# [WORK REQUIRED]
Transcribe the listing in full, excluding any pictures.

# [DATA LINES]
-- BEGIN --

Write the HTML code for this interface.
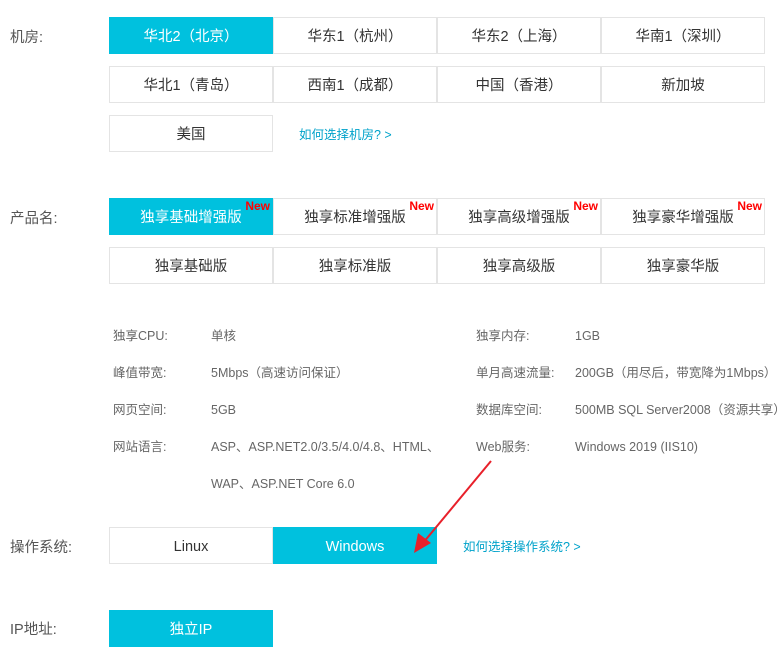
<!DOCTYPE html><html><head><meta charset="utf-8"><style>
body{margin:0;width:780px;height:655px;background:#fff;font-family:"Liberation Sans","Noto Sans CJK SC",sans-serif;position:relative;overflow:hidden}
.b{position:absolute;width:162px;height:35px;border:1px solid #e4e4e4;background:#fff;color:#333;font-size:14.5px;text-align:center;line-height:39px;box-sizing:content-box}
.on{background:#00c1de;border-color:#00c1de;color:#fff}
.l{position:absolute;left:10px;font-size:14.5px;color:#555;line-height:18px}
.a{position:absolute;color:#00a2ca;font-size:12.5px;line-height:16px}
.n{position:absolute;top:0px;right:2px;color:#f00;font-weight:bold;font-size:12px;line-height:14px}
.s{position:absolute;font-size:12.5px;color:#666;line-height:16px;white-space:nowrap}
</style></head><body>
<div class="l" style="top:29px">机房:</div>
<div class="b on" style="left:109px;top:17px">华北2（北京）</div>
<div class="b" style="left:273px;top:17px">华东1（杭州）</div>
<div class="b" style="left:437px;top:17px">华东2（上海）</div>
<div class="b" style="left:601px;top:17px">华南1（深圳）</div>
<div class="b" style="left:109px;top:66px">华北1（青岛）</div>
<div class="b" style="left:273px;top:66px">西南1（成都）</div>
<div class="b" style="left:437px;top:66px">中国（香港）</div>
<div class="b" style="left:601px;top:66px">新加坡</div>
<div class="b" style="left:109px;top:115px">美国</div>
<div class="a" style="left:299px;top:127px">如何选择机房? &gt;</div>
<div class="l" style="top:210px">产品名:</div>
<div class="b on" style="left:109px;top:198px">独享基础增强版<span class="n">New</span></div>
<div class="b" style="left:273px;top:198px">独享标准增强版<span class="n">New</span></div>
<div class="b" style="left:437px;top:198px">独享高级增强版<span class="n">New</span></div>
<div class="b" style="left:601px;top:198px">独享豪华增强版<span class="n">New</span></div>
<div class="b" style="left:109px;top:247px">独享基础版</div>
<div class="b" style="left:273px;top:247px">独享标准版</div>
<div class="b" style="left:437px;top:247px">独享高级版</div>
<div class="b" style="left:601px;top:247px">独享豪华版</div>
<div class="s" style="left:113px;top:328px">独享CPU:</div><div class="s" style="left:211px;top:328px">单核</div>
<div class="s" style="left:476px;top:328px">独享内存:</div><div class="s" style="left:575px;top:328px">1GB</div>
<div class="s" style="left:113px;top:365px">峰值带宽:</div><div class="s" style="left:211px;top:365px">5Mbps（高速访问保证）</div>
<div class="s" style="left:476px;top:365px">单月高速流量:</div><div class="s" style="left:575px;top:365px">200GB（用尽后，带宽降为1Mbps）</div>
<div class="s" style="left:113px;top:402px">网页空间:</div><div class="s" style="left:211px;top:402px">5GB</div>
<div class="s" style="left:476px;top:402px">数据库空间:</div><div class="s" style="left:575px;top:402px">500MB SQL Server2008（资源共享）</div>
<div class="s" style="left:113px;top:439px">网站语言:</div><div class="s" style="left:211px;top:439px">ASP、ASP.NET2.0/3.5/4.0/4.8、HTML、</div>
<div class="s" style="left:476px;top:439px">Web服务:</div><div class="s" style="left:575px;top:439px">Windows 2019 (IIS10)</div>
<div class="s" style="left:211px;top:476px">WAP、ASP.NET Core 6.0</div>
<div class="l" style="top:539px">操作系统:</div>
<div class="b" style="left:109px;top:527px">Linux</div>
<div class="b on" style="left:273px;top:527px">Windows</div>
<div class="a" style="left:463px;top:539px">如何选择操作系统? &gt;</div>
<div class="l" style="top:621px">IP地址:</div>
<div class="b on" style="left:109px;top:610px">独立IP</div>
<svg style="position:absolute;left:0;top:0" width="780" height="655"><line x1="491" y1="461" x2="423" y2="543" stroke="#e8202a" stroke-width="2"/><polygon points="414,553 418,533 431,543" fill="#e8202a"/></svg>
</body></html>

-- END --

# [CORRECT RESPONSE]
Write the HTML code for this interface.
<!DOCTYPE html><html><head><meta charset="utf-8"><style>
body{margin:0;width:780px;height:655px;background:#fff;font-family:"Liberation Sans","Noto Sans CJK SC",sans-serif;position:relative;overflow:hidden}
.b{position:absolute;width:162px;height:35px;border:1px solid #e4e4e4;background:#fff;color:#333;font-size:14.5px;text-align:center;line-height:39px;box-sizing:content-box}
.on{background:#00c1de;border-color:#00c1de;color:#fff}
.l{position:absolute;left:10px;font-size:14.5px;color:#555;line-height:18px}
.a{position:absolute;color:#00a2ca;font-size:12.5px;line-height:16px}
.n{position:absolute;top:0px;right:2px;color:#f00;font-weight:bold;font-size:12px;line-height:14px}
.s{position:absolute;font-size:12.5px;color:#666;line-height:16px;white-space:nowrap}
</style></head><body>
<div class="l" style="top:29px">机房:</div>
<div class="b on" style="left:109px;top:17px">华北2（北京）</div>
<div class="b" style="left:273px;top:17px">华东1（杭州）</div>
<div class="b" style="left:437px;top:17px">华东2（上海）</div>
<div class="b" style="left:601px;top:17px">华南1（深圳）</div>
<div class="b" style="left:109px;top:66px">华北1（青岛）</div>
<div class="b" style="left:273px;top:66px">西南1（成都）</div>
<div class="b" style="left:437px;top:66px">中国（香港）</div>
<div class="b" style="left:601px;top:66px">新加坡</div>
<div class="b" style="left:109px;top:115px">美国</div>
<div class="a" style="left:299px;top:127px">如何选择机房? &gt;</div>
<div class="l" style="top:210px">产品名:</div>
<div class="b on" style="left:109px;top:198px">独享基础增强版<span class="n">New</span></div>
<div class="b" style="left:273px;top:198px">独享标准增强版<span class="n">New</span></div>
<div class="b" style="left:437px;top:198px">独享高级增强版<span class="n">New</span></div>
<div class="b" style="left:601px;top:198px">独享豪华增强版<span class="n">New</span></div>
<div class="b" style="left:109px;top:247px">独享基础版</div>
<div class="b" style="left:273px;top:247px">独享标准版</div>
<div class="b" style="left:437px;top:247px">独享高级版</div>
<div class="b" style="left:601px;top:247px">独享豪华版</div>
<div class="s" style="left:113px;top:328px">独享CPU:</div><div class="s" style="left:211px;top:328px">单核</div>
<div class="s" style="left:476px;top:328px">独享内存:</div><div class="s" style="left:575px;top:328px">1GB</div>
<div class="s" style="left:113px;top:365px">峰值带宽:</div><div class="s" style="left:211px;top:365px">5Mbps（高速访问保证）</div>
<div class="s" style="left:476px;top:365px">单月高速流量:</div><div class="s" style="left:575px;top:365px">200GB（用尽后，带宽降为1Mbps）</div>
<div class="s" style="left:113px;top:402px">网页空间:</div><div class="s" style="left:211px;top:402px">5GB</div>
<div class="s" style="left:476px;top:402px">数据库空间:</div><div class="s" style="left:575px;top:402px">500MB SQL Server2008（资源共享）</div>
<div class="s" style="left:113px;top:439px">网站语言:</div><div class="s" style="left:211px;top:439px">ASP、ASP.NET2.0/3.5/4.0/4.8、HTML、</div>
<div class="s" style="left:476px;top:439px">Web服务:</div><div class="s" style="left:575px;top:439px">Windows 2019 (IIS10)</div>
<div class="s" style="left:211px;top:476px">WAP、ASP.NET Core 6.0</div>
<div class="l" style="top:539px">操作系统:</div>
<div class="b" style="left:109px;top:527px">Linux</div>
<div class="b on" style="left:273px;top:527px">Windows</div>
<div class="a" style="left:463px;top:539px">如何选择操作系统? &gt;</div>
<div class="l" style="top:621px">IP地址:</div>
<div class="b on" style="left:109px;top:610px">独立IP</div>
<svg style="position:absolute;left:0;top:0" width="780" height="655"><line x1="491" y1="461" x2="423" y2="543" stroke="#e8202a" stroke-width="2"/><polygon points="414,553 418,533 431,543" fill="#e8202a"/></svg>
</body></html>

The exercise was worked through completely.